For instance, it’s not trivial to open a single bank account on one day, let alone multiple bank accounts by the same individual on a single day.

While some may argue the ability to open bank accounts quickly is disadvantageous from the perspective of efficiency, there are clearly advantages in the context of compliance with existing regulations.

More importantly, banks and financial institutions operate in a highly “permissioned” environment, where transfers require intermediaries that act as chokepoints, to prevent uncontrolled illicit flows.

However, crypto-assets and stablecoins operate on “permissionless” blockchain networks, with no central intermediaries.

No system is perfect of course.

But the empirical evidence is compelling that a system of “permissionless-access with backward-looking blacklisting” is meaningfully ineffective in stopping, or trapping, illicit funds.
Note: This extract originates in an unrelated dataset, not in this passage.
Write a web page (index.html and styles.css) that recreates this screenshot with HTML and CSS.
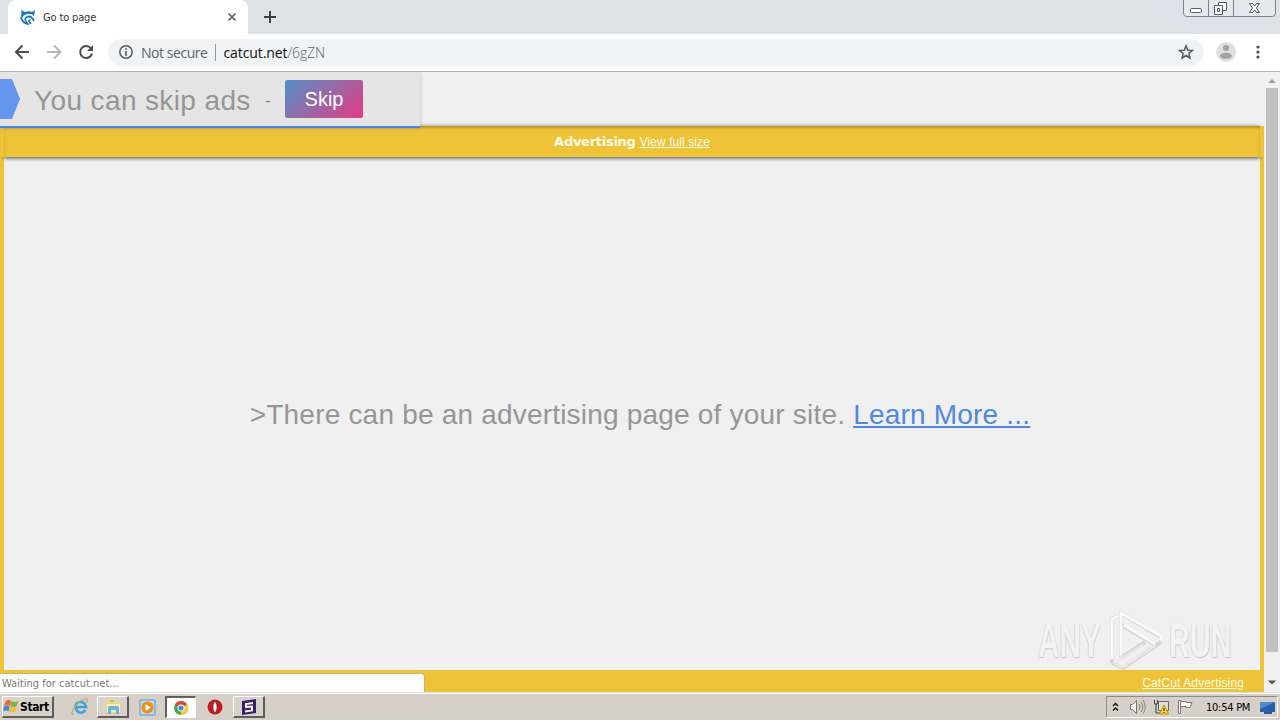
FILE: index.html
```html
<!DOCTYPE html>
<html lang="en">
<head>
<meta charset="utf-8">
<title>Go to page</title>
<link rel="stylesheet" href="styles.css">
</head>
<body>
<div class="screen">
  <header class="tabstrip">
    <div class="tab">
      <svg class="favicon" width="16" height="17" viewBox="0 0 16 17" fill="none" stroke="#1878bf"><path d="M1 1 5 3Q9 1.500 12 3L15 1 14 7Q11 4 7 5T2 9Q0 7 1.500 5z" fill="#1878bf" stroke="none"/><path d="M1 8Q2 14 9 15.500M8 15Q3 10 7 8T14 12M11 15Q7 11 10.500 11" stroke-width="1.700"/></svg>
      <span class="tab-title">Go to page</span>
      <svg class="tab-close" width="10" height="10" viewBox="0 0 10 10"><path d="m1.500 1.500 7 7m0-7-7 7" stroke="#55585c" stroke-width="1.600"/></svg>
    </div>
    <svg class="new-tab" width="12" height="12" viewBox="0 0 12 12"><path d="M6 0v12M0 6h12" stroke="#3c4043" stroke-width="2"/></svg>
    <svg class="window-buttons" width="94" height="18" viewBox="0 0 94 18"><path d="M.5 0v13q0 3.500 3 3.500h86q3 0 3-3.500V0M25.500 0v16M50.500 0v16" fill="#e4e7ec" stroke="#7f838b"/><rect x="7.500" y="8.500" width="11" height="4" rx="1" fill="#fff" stroke="#555a63"/><path d="M35.500 2.500h8v8h-8z" fill="#fff" stroke="#555a63"/><path d="M31.500 5.500h8v9h-8z" fill="#fff" stroke="#555a63"/><path d="M34.500 8.500h2v3h-2z" fill="#fff" stroke="#555a63"/><path d="M66.500 3.500h3l2 2.500 2-2.500h3l-3 4.500 3 4.500h-3l-2-2.500-2 2.500h-3l3-4.500z" fill="#fff" stroke="#555a63"/></svg>
  </header>
  <nav class="toolbar">
    <svg class="nav-icons" width="72" height="20" viewBox="0 0 72 20" fill="none" stroke-width="2"><path d="M23 10H10.500M16.500 3.500 10 10l6.500 6.500" stroke="#4b4e52"/><path d="M41 10h13M48 3.500l6.500 6.500-6.500 6.500" stroke="#b4b6b9"/></svg>
    <svg class="reload" width="16" height="16" viewBox="0 0 16 16"><path d="M13 4.500A6 6 0 1 0 14 9.500" fill="none" stroke="#4b4e52" stroke-width="2"/><path d="M15 1v6H9z" fill="#4b4e52"/></svg>
    <div class="address">
      <svg width="14" height="14" viewBox="0 0 14 14"><circle cx="7" cy="7" r="6.200" fill="none" stroke="#5b5e62" stroke-width="1.500"/><path d="M7 3v1.700M7 6v5" stroke="#5b5e62" stroke-width="1.600"/></svg>
      <span class="security">Not secure</span>
      <span class="divider"></span>
      <span class="url"><span class="host">catcut.net</span>/6gZN</span>
      <svg class="star" width="16" height="16" viewBox="0 0 16 16"><path d="m8 1.800 1.700 4.400 4.700.3-3.600 3 1.200 4.600L8 11.500l-4 2.600 1.200-4.600-3.600-3 4.700-.3z" fill="none" stroke="#55585c" stroke-width="1.500"/></svg>
    </div>
    <svg class="avatar" width="20" height="20" viewBox="0 0 20 20"><circle cx="10" cy="10" r="10" fill="#dedfe1"/><circle cx="10" cy="6" r="3" fill="#a0a2a4"/><ellipse cx="10" cy="13.800" rx="6" ry="3" fill="#a0a2a4"/></svg>
    <svg class="menu" width="4" height="14" viewBox="0 0 4 14" fill="#4b4e52"><circle cx="2" cy="2" r="1.600"/><circle cx="2" cy="7" r="1.600"/><circle cx="2" cy="12" r="1.600"/></svg>
  </nav>
  <main class="viewport">
    <div class="page">
      <div class="top-row">
        <div class="skip-bar">
          <svg class="arrow" width="20" height="40" viewBox="0 0 20 40"><path d="M0 0h12l8 20-8 20H0z" fill="#6495ed"/></svg>
          <span class="skip-text">You can skip ads</span>
          <span class="dash">-</span>
          <span class="skip-button">Skip</span>
        </div>
      </div>
      <div class="ad-header"><b>Advertising</b><a>View full size</a></div>
      <div class="ad-frame"><p class="ad-text">&gt;There can be an advertising page of your site. <a>Learn More ...</a></p></div>
      <footer class="ad-footer"><a>CatCut Advertising</a></footer>
      <div class="status">Waiting for catcut.net...</div>
      <div class="watermark">
        <span class="mark-any">ANY</span>
        <svg width="58" height="62" viewBox="0 0 58 62" fill="none" stroke-linejoin="round"><path d="M4 54V10l6-3M4 54l11 5 38-26M13 49V4l40 24M13 16l35 20M13 49l24-16" stroke="#d6d6d6" stroke-width="4"/><path d="M4 50V10l6-3M13 46V4l40 23v4M16 16l31 19" stroke="#fafafa" stroke-width="3"/><path d="M5 54l10 4 33-22M13 46v4l22-14" stroke="#e9e9e9" stroke-width="2.500"/></svg>
        <span class="mark-run">RUN</span>
      </div>
    </div>
    <aside class="scrollbar">
      <svg width="16" height="16" viewBox="0 0 16 16"><path d="m4 11 4-4 4 4z" fill="#a3a3a3"/></svg>
      <div class="thumb"></div>
      <svg class="down" width="16" height="16" viewBox="0 0 16 16"><path d="m4 5.500 4 4 4-4z" fill="#505050"/></svg>
    </aside>
  </main>
  <footer class="taskbar">
    <div class="start"><svg width="17" height="16" viewBox="0 0 17 16"><path d="M3 2q3-2 5 0L7 7Q4 5 1 7z" fill="#ef662f"/><path d="M8.500 2q3 2 7 0l-2 5q-3 2-6 0z" fill="#79b441"/><path d="M1 7.500q3-2 5.500 0l-1 5q-3-2-5.500 0z" fill="#4487cd"/><path d="M7 7.500q3 2 6.500 0l-1 5q-3 2-6.500 0z" fill="#f4bf32"/></svg><span>Start</span></div>
    <div class="task ie"><svg width="18" height="18" viewBox="0 0 18 18"><path d="M14.500 12Q12 15.500 8.500 14.500T5 9h10Q14 4 9.500 4T4 9" fill="none" stroke="#39a1df" stroke-width="2.500"/><path d="M3 16Q-1 17 3 10T14 1q4-1 1 4" fill="none" stroke="#a9b96b" stroke-width="1.300"/></svg></div>
    <div class="task raised"><svg width="18" height="18" viewBox="0 0 18 18"><path d="M2 2h5l2 2h7v11H2z" fill="#efd77b"/><path d="M3 6h13v8H3z" fill="#fbefb7"/><path d="M4 16v-6q0-2 2-2h7q2 0 2 2v6h-3v-4H7v4z" fill="#67b6dc"/><path d="M6 3h4" stroke="#61a55c"/></svg></div>
    <div class="task media"><svg width="17" height="17" viewBox="0 0 17 17"><path d="M1 1h15v15H1z" fill="#b9dcf2" stroke="#529cd2"/><circle cx="8.500" cy="8.500" r="6" fill="#f28b18"/><path d="m6.500 5 5.500 3.500L6.500 12z" fill="#fff"/></svg></div>
    <div class="task active"><svg width="14" height="14" viewBox="0 0 14 14"><circle cx="7" cy="7" r="7" fill="#4aa452"/><path d="M7 7 .9 3.500A7 7 0 0 1 13.100 3.500z" fill="#dd4b3e"/><path d="M7 7 13.100 3.500A7 7 0 0 1 7 14z" fill="#f6cb3c"/><circle cx="7" cy="7" r="3.500" fill="#fff"/><circle cx="7" cy="7" r="2.600" fill="#458bd5"/></svg></div>
    <div class="task opera"><svg width="16" height="16" viewBox="0 0 16 16"><circle cx="8" cy="8" r="7.500" fill="#c41c22"/><ellipse cx="8" cy="8" rx="2.200" ry="5.500" fill="#fff" stroke="#871014"/></svg></div>
    <div class="task raised"><svg width="16" height="16" viewBox="0 0 16 16"><path d="m1 2 14-2v14L1 16z" fill="#38206d"/><path d="M12 4 5 5v3l6-.500v4L4 12.500" fill="none" stroke="#fff" stroke-width="2"/></svg></div>
    <div class="tray">
      <svg class="chevrons" width="7" height="10" viewBox="0 0 7 10"><path d="m1 4 2.500-2.500L6 4M1 8.500 3.500 6 6 8.500" fill="none" stroke="#111" stroke-width="1.400"/></svg>
      <svg class="speaker" width="17" height="16" viewBox="0 0 17 16"><path d="M1.500 5.500h2l4-4v13l-4-4h-2z" fill="#fff" stroke="#75716c"/><path d="M10 5q2 3 0 6M12 3q3.500 5 0 10M14 1q4.500 7 0 14" fill="none" stroke="#88847e"/></svg>
      <svg class="network" width="17" height="16" viewBox="0 0 17 16"><path d="M5.500 2.500h10v9h-10z" fill="#dedede" stroke="#6b6863"/><path d="M1.500 1v4h3V1M3 5v9h4" fill="none" stroke="#3f3e3c"/><path d="m11 6 4.500 9h-9z" fill="#ffd42f" stroke="#c39414"/><path d="M11 9v3m0 1v1" stroke="#222"/></svg>
      <svg class="flag" width="17" height="16" viewBox="0 0 17 16"><path d="M1.500 1.500h2v13h-2z" fill="#fff" stroke="#77736f"/><path d="M3.500 2.500h6v1h5.500l-2 5H9v-1H3.500z" fill="#fff" stroke="#797570"/></svg>
      <time>10:54 PM</time>
      <svg class="desktop" width="16" height="13" viewBox="0 0 16 13"><path d="M0 1h15v10H0z" fill="#2461ad"/><path d="M0 1h15L0 8z" fill="#518bd0"/><path d="M4 12h8" stroke="#345887" stroke-width="2"/></svg>
    </div>
  </footer>
</div>
</body>
</html>
```
FILE: styles.css
```css
* { box-sizing: border-box; }
body { margin: 0; font-family: "Liberation Sans", sans-serif; }
svg { display: block; flex: none; }
.screen { width: 1280px; height: 720px; display: flex; flex-direction: column; overflow: hidden; }
.tabstrip { height: 34px; flex: none; display: flex; background: #dee1e8; padding-left: 8px; }
.tab { width: 240px; display: flex; align-items: center; padding: 0 11px 0 12px; background: #fff; border-radius: 8px 8px 0 0; }
.tab-title { margin-left: 7px; font: 11px "DejaVu Sans Condensed", sans-serif; letter-spacing: -.15px; color: #333; }
.tab-close { margin-left: auto; }
.new-tab { margin: 11px 0 0 16px; }
.window-buttons { margin-left: auto; margin-right: 3px; }
.toolbar { height: 38px; flex: none; display: flex; align-items: center; background: #fff; border-bottom: 1px solid #b0b2b1; padding: 0 0 1px 6px; }
.address { width: 1096px; height: 27px; margin-left: 14px; padding: 0 10px 0 11px; border-radius: 14px; background: #f0f2f4; display: flex; align-items: center; font: 300 14px "Open Sans", sans-serif; color: #5f6368; }
.security { margin-left: 8px; font-weight: 400; letter-spacing: -.45px; }
.divider { width: 1px; height: 17px; background: #999; margin: 0 8px 0 7px; }
.url { letter-spacing: -.1px; }
.host { color: #111; font-weight: 400; letter-spacing: -.1px; }
.star { margin-left: auto; }
.avatar { margin-left: 12px; }
.menu { margin-left: 20px; }
.viewport { height: 620px; flex: none; display: flex; }
.page { width: 1264px; position: relative; display: flex; flex-direction: column; overflow: hidden; background: #f0f0f0; }
.top-row { height: 54px; flex: none; }
.skip-bar { position: relative; z-index: 2; width: 420px; height: 56px; display: flex; align-items: center; background: #e5e5e5; border-bottom: 2px solid #4c87e8; box-shadow: 1px 1px 3px #8885; }
.skip-text { width: 217px; margin: 3px 0 0 14px; font-size: 28px; letter-spacing: .38px; color: #969696; white-space: nowrap; }
.dash { margin: 4px 14px 0 14px; width: 6px; font-size: 17px; color: #888; }
.skip-button { width: 78px; height: 38px; border-radius: 2px; background: linear-gradient(135deg, #5291c7, #e43b83); color: #fff; font-size: 20px; line-height: 38px; text-align: center; }
.ad-header { height: 31px; flex: none; display: flex; justify-content: center; align-items: center; gap: 4px; margin: 0 4px; background: #eec338; box-shadow: -4px 0 #eec338, 4px 0 #eec338, 0 1px 4px #444, inset 0 2px 2px #b9952c; position: relative; color: #fffbe9; font-size: 12px; }
.ad-header b { font: bold 13px "DejaVu Sans", sans-serif; letter-spacing: -.27px; }
.ad-header a { letter-spacing: .08px; }
a { text-decoration: underline; }
.ad-frame { height: 513px; flex: none; border: solid #eec338; border-width: 0 4px; padding-left: 16px; display: flex; justify-content: center; align-items: center; }
.ad-text { margin: 3px 0 0; font-size: 28px; letter-spacing: .2px; color: #969696; white-space: nowrap; }
.ad-text a { color: #5087e5; }
.ad-footer { height: 22px; flex: none; background: #eec338; padding: 6px 20px 0 0; color: #fffbe9; text-align: right; font-size: 12px; letter-spacing: .13px; }
.status { position: absolute; left: 0; bottom: 0; width: 425px; height: 19px; padding-left: 2px; background: #fff; border: solid #c9b274; border-width: 1px 1px 0 0; border-radius: 0 4px 0 0; font: 11px/19px "DejaVu Sans Condensed", sans-serif; color: #777; }
.watermark { position: absolute; left: 1038px; top: 537px; display: flex; align-items: center; color: #f3f3f3; text-shadow: 1px 1px 1px #c8c8c8, -1px 0 1px #d3d3d3; font: bold 48px "Liberation Sans", sans-serif; }
.mark-any, .mark-run { width: 64px; transform-origin: left; transform: scaleX(.62); }
.mark-any { margin-right: 6px; }
.mark-run { margin-left: 3px; transform: scaleX(.6); }
.scrollbar { width: 16px; display: flex; flex-direction: column; background: #f1f1f1; }
.thumb { width: 12px; height: 564px; margin-left: 2px; background: #c1c1c1; }
.down { margin-top: auto; margin-bottom: 1px; }
.taskbar { height: 28px; flex: none; display: flex; align-items: center; background: #d6d0c9; border-top: 1px solid #ddd; box-shadow: inset 0 1px #fff; padding: 1px 2px 0; }
.start, .raised { background: #d8d2cb; border: 1px solid #fff; border-right: 2px solid #605d59; border-bottom: 2px solid #605d59; }
.start { width: 52px; height: 22px; display: flex; align-items: center; }
.start span { font: bold 12px "DejaVu Sans Condensed", sans-serif; letter-spacing: -.4px; }
.task { height: 22px; display: flex; align-items: center; justify-content: center; }
.ie { width: 20px; margin: 0 7px 0 16px; }
.raised { width: 32px; }
.media { width: 18px; margin: 0 9px; }
.active { width: 31px; background: #fff; border: 2px solid #615e59; border-right: 1px solid #fff; border-bottom: 1px solid #fff; }
.opera { width: 17px; margin: 0 10px; }
.tray { width: 172px; height: 22px; margin-left: auto; display: flex; align-items: center; border: 1px solid #918b84; border-right-color: #fff; border-bottom-color: #fff; padding-left: 5px; }
.speaker { margin-left: 10px; }
.network { margin-left: 7px; }
.flag { margin-left: 7px; }
time { margin-left: 12px; width: 46px; font: 11px "DejaVu Sans Condensed", sans-serif; letter-spacing: -.25px; white-space: nowrap; }
.desktop { margin-left: 8px; }
```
Further, it is clear this is not a minor shortcoming that can be fixed with incremental technical upgrades but rather an in-built feature of richly programmable permissionless systems that necessitate compromise+.

In this context regulators, policymakers, and law enforcement should consider whether the current permissionless system’s performance merits official approval or if a different approach is required.

+For a more detailed discussion on compliance frameworks in permissionless systems, please see Charoenwong, Ben and Kirby, Robert M. and Reiter, Jonathan, Decentralized Finance and Financial Regulation: Limits On Mutable Turing Machines (March 6, 2024).